INFORMATION SUPPLIED:
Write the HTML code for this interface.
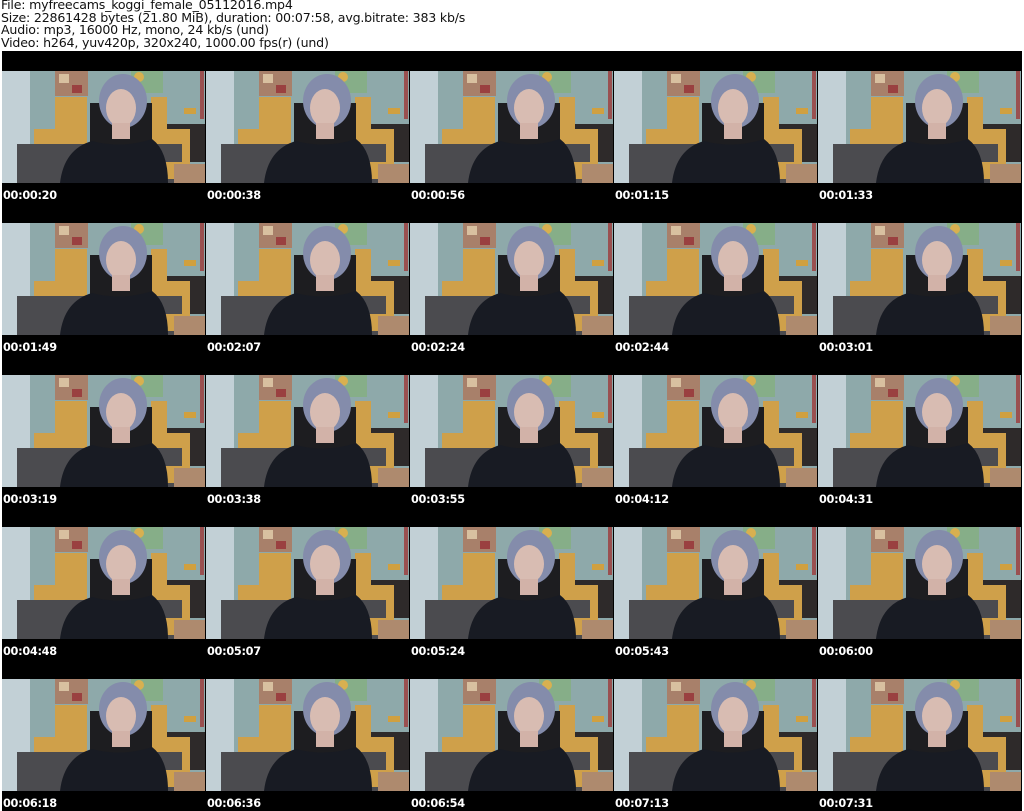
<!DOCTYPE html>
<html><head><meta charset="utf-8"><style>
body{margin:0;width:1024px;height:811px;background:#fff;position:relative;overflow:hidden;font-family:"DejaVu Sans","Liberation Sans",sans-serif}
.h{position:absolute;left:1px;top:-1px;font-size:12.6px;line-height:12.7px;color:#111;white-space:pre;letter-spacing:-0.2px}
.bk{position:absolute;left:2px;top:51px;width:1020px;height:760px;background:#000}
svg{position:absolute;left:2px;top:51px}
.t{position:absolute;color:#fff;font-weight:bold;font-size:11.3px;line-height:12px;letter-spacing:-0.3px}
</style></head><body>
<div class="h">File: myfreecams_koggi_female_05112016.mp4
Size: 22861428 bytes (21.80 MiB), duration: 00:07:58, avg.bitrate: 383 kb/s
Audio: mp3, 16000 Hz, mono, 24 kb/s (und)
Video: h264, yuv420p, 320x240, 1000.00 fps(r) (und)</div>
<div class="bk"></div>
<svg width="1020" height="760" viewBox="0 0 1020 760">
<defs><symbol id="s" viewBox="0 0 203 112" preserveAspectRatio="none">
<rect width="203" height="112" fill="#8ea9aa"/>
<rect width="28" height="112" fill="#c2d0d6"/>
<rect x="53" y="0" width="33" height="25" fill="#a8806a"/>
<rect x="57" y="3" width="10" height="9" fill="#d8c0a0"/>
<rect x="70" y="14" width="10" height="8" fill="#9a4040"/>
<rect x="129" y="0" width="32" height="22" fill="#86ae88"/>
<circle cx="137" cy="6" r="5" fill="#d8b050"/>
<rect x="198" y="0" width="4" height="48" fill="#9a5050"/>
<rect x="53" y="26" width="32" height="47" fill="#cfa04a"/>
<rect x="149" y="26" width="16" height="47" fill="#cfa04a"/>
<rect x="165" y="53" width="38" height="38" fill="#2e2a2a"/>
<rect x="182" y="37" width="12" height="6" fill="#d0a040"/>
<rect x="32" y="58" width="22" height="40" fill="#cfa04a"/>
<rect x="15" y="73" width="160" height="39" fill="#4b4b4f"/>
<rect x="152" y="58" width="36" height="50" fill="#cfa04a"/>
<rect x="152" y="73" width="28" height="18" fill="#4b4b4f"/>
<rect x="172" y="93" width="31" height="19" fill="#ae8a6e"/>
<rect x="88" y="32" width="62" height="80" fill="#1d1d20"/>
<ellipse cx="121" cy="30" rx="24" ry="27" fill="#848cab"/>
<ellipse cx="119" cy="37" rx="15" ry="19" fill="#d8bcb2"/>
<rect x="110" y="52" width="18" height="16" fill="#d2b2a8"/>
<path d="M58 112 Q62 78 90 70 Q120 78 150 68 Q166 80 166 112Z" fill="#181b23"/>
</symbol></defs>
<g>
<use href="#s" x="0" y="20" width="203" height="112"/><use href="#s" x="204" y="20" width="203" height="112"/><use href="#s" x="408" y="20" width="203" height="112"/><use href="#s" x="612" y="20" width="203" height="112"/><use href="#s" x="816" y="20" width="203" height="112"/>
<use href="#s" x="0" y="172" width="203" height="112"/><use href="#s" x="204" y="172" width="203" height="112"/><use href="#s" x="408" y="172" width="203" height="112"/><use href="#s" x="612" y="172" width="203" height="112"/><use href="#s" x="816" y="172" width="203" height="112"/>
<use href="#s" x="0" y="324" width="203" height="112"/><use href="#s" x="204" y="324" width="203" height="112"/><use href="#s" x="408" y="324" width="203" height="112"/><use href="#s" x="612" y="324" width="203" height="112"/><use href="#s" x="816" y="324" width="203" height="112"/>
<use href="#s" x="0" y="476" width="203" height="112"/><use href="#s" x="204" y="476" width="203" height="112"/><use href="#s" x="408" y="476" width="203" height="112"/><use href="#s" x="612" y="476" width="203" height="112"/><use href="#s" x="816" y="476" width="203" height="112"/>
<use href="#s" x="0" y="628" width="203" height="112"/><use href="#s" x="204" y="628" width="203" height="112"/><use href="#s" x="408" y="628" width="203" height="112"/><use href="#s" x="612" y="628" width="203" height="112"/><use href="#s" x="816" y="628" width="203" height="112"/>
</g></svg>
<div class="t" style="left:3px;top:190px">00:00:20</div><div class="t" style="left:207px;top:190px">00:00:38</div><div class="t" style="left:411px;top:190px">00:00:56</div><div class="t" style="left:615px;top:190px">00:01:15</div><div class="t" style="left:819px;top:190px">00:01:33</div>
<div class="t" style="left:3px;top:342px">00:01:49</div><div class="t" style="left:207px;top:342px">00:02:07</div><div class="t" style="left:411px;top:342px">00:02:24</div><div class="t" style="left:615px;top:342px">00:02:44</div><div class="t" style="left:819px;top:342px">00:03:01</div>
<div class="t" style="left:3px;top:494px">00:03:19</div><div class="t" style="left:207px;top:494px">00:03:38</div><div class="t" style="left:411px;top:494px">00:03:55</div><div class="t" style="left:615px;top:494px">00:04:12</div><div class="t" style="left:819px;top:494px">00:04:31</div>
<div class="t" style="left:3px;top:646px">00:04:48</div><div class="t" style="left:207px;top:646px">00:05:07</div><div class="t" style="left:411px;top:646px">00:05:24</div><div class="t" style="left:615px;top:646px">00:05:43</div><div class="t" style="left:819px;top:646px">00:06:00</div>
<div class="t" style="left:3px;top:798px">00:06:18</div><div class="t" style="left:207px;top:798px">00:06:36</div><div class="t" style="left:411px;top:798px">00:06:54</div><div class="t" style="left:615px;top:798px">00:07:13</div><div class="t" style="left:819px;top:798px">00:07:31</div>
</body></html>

SHORT PROBLEM: Repeat the material above word for word and skip every image in it.

TASK ANSWER:
Write the HTML code for this interface.
<!DOCTYPE html>
<html><head><meta charset="utf-8"><style>
body{margin:0;width:1024px;height:811px;background:#fff;position:relative;overflow:hidden;font-family:"DejaVu Sans","Liberation Sans",sans-serif}
.h{position:absolute;left:1px;top:-1px;font-size:12.6px;line-height:12.7px;color:#111;white-space:pre;letter-spacing:-0.2px}
.bk{position:absolute;left:2px;top:51px;width:1020px;height:760px;background:#000}
svg{position:absolute;left:2px;top:51px}
.t{position:absolute;color:#fff;font-weight:bold;font-size:11.3px;line-height:12px;letter-spacing:-0.3px}
</style></head><body>
<div class="h">File: myfreecams_koggi_female_05112016.mp4
Size: 22861428 bytes (21.80 MiB), duration: 00:07:58, avg.bitrate: 383 kb/s
Audio: mp3, 16000 Hz, mono, 24 kb/s (und)
Video: h264, yuv420p, 320x240, 1000.00 fps(r) (und)</div>
<div class="bk"></div>
<svg width="1020" height="760" viewBox="0 0 1020 760">
<defs><symbol id="s" viewBox="0 0 203 112" preserveAspectRatio="none">
<rect width="203" height="112" fill="#8ea9aa"/>
<rect width="28" height="112" fill="#c2d0d6"/>
<rect x="53" y="0" width="33" height="25" fill="#a8806a"/>
<rect x="57" y="3" width="10" height="9" fill="#d8c0a0"/>
<rect x="70" y="14" width="10" height="8" fill="#9a4040"/>
<rect x="129" y="0" width="32" height="22" fill="#86ae88"/>
<circle cx="137" cy="6" r="5" fill="#d8b050"/>
<rect x="198" y="0" width="4" height="48" fill="#9a5050"/>
<rect x="53" y="26" width="32" height="47" fill="#cfa04a"/>
<rect x="149" y="26" width="16" height="47" fill="#cfa04a"/>
<rect x="165" y="53" width="38" height="38" fill="#2e2a2a"/>
<rect x="182" y="37" width="12" height="6" fill="#d0a040"/>
<rect x="32" y="58" width="22" height="40" fill="#cfa04a"/>
<rect x="15" y="73" width="160" height="39" fill="#4b4b4f"/>
<rect x="152" y="58" width="36" height="50" fill="#cfa04a"/>
<rect x="152" y="73" width="28" height="18" fill="#4b4b4f"/>
<rect x="172" y="93" width="31" height="19" fill="#ae8a6e"/>
<rect x="88" y="32" width="62" height="80" fill="#1d1d20"/>
<ellipse cx="121" cy="30" rx="24" ry="27" fill="#848cab"/>
<ellipse cx="119" cy="37" rx="15" ry="19" fill="#d8bcb2"/>
<rect x="110" y="52" width="18" height="16" fill="#d2b2a8"/>
<path d="M58 112 Q62 78 90 70 Q120 78 150 68 Q166 80 166 112Z" fill="#181b23"/>
</symbol></defs>
<g>
<use href="#s" x="0" y="20" width="203" height="112"/><use href="#s" x="204" y="20" width="203" height="112"/><use href="#s" x="408" y="20" width="203" height="112"/><use href="#s" x="612" y="20" width="203" height="112"/><use href="#s" x="816" y="20" width="203" height="112"/>
<use href="#s" x="0" y="172" width="203" height="112"/><use href="#s" x="204" y="172" width="203" height="112"/><use href="#s" x="408" y="172" width="203" height="112"/><use href="#s" x="612" y="172" width="203" height="112"/><use href="#s" x="816" y="172" width="203" height="112"/>
<use href="#s" x="0" y="324" width="203" height="112"/><use href="#s" x="204" y="324" width="203" height="112"/><use href="#s" x="408" y="324" width="203" height="112"/><use href="#s" x="612" y="324" width="203" height="112"/><use href="#s" x="816" y="324" width="203" height="112"/>
<use href="#s" x="0" y="476" width="203" height="112"/><use href="#s" x="204" y="476" width="203" height="112"/><use href="#s" x="408" y="476" width="203" height="112"/><use href="#s" x="612" y="476" width="203" height="112"/><use href="#s" x="816" y="476" width="203" height="112"/>
<use href="#s" x="0" y="628" width="203" height="112"/><use href="#s" x="204" y="628" width="203" height="112"/><use href="#s" x="408" y="628" width="203" height="112"/><use href="#s" x="612" y="628" width="203" height="112"/><use href="#s" x="816" y="628" width="203" height="112"/>
</g></svg>
<div class="t" style="left:3px;top:190px">00:00:20</div><div class="t" style="left:207px;top:190px">00:00:38</div><div class="t" style="left:411px;top:190px">00:00:56</div><div class="t" style="left:615px;top:190px">00:01:15</div><div class="t" style="left:819px;top:190px">00:01:33</div>
<div class="t" style="left:3px;top:342px">00:01:49</div><div class="t" style="left:207px;top:342px">00:02:07</div><div class="t" style="left:411px;top:342px">00:02:24</div><div class="t" style="left:615px;top:342px">00:02:44</div><div class="t" style="left:819px;top:342px">00:03:01</div>
<div class="t" style="left:3px;top:494px">00:03:19</div><div class="t" style="left:207px;top:494px">00:03:38</div><div class="t" style="left:411px;top:494px">00:03:55</div><div class="t" style="left:615px;top:494px">00:04:12</div><div class="t" style="left:819px;top:494px">00:04:31</div>
<div class="t" style="left:3px;top:646px">00:04:48</div><div class="t" style="left:207px;top:646px">00:05:07</div><div class="t" style="left:411px;top:646px">00:05:24</div><div class="t" style="left:615px;top:646px">00:05:43</div><div class="t" style="left:819px;top:646px">00:06:00</div>
<div class="t" style="left:3px;top:798px">00:06:18</div><div class="t" style="left:207px;top:798px">00:06:36</div><div class="t" style="left:411px;top:798px">00:06:54</div><div class="t" style="left:615px;top:798px">00:07:13</div><div class="t" style="left:819px;top:798px">00:07:31</div>
</body></html>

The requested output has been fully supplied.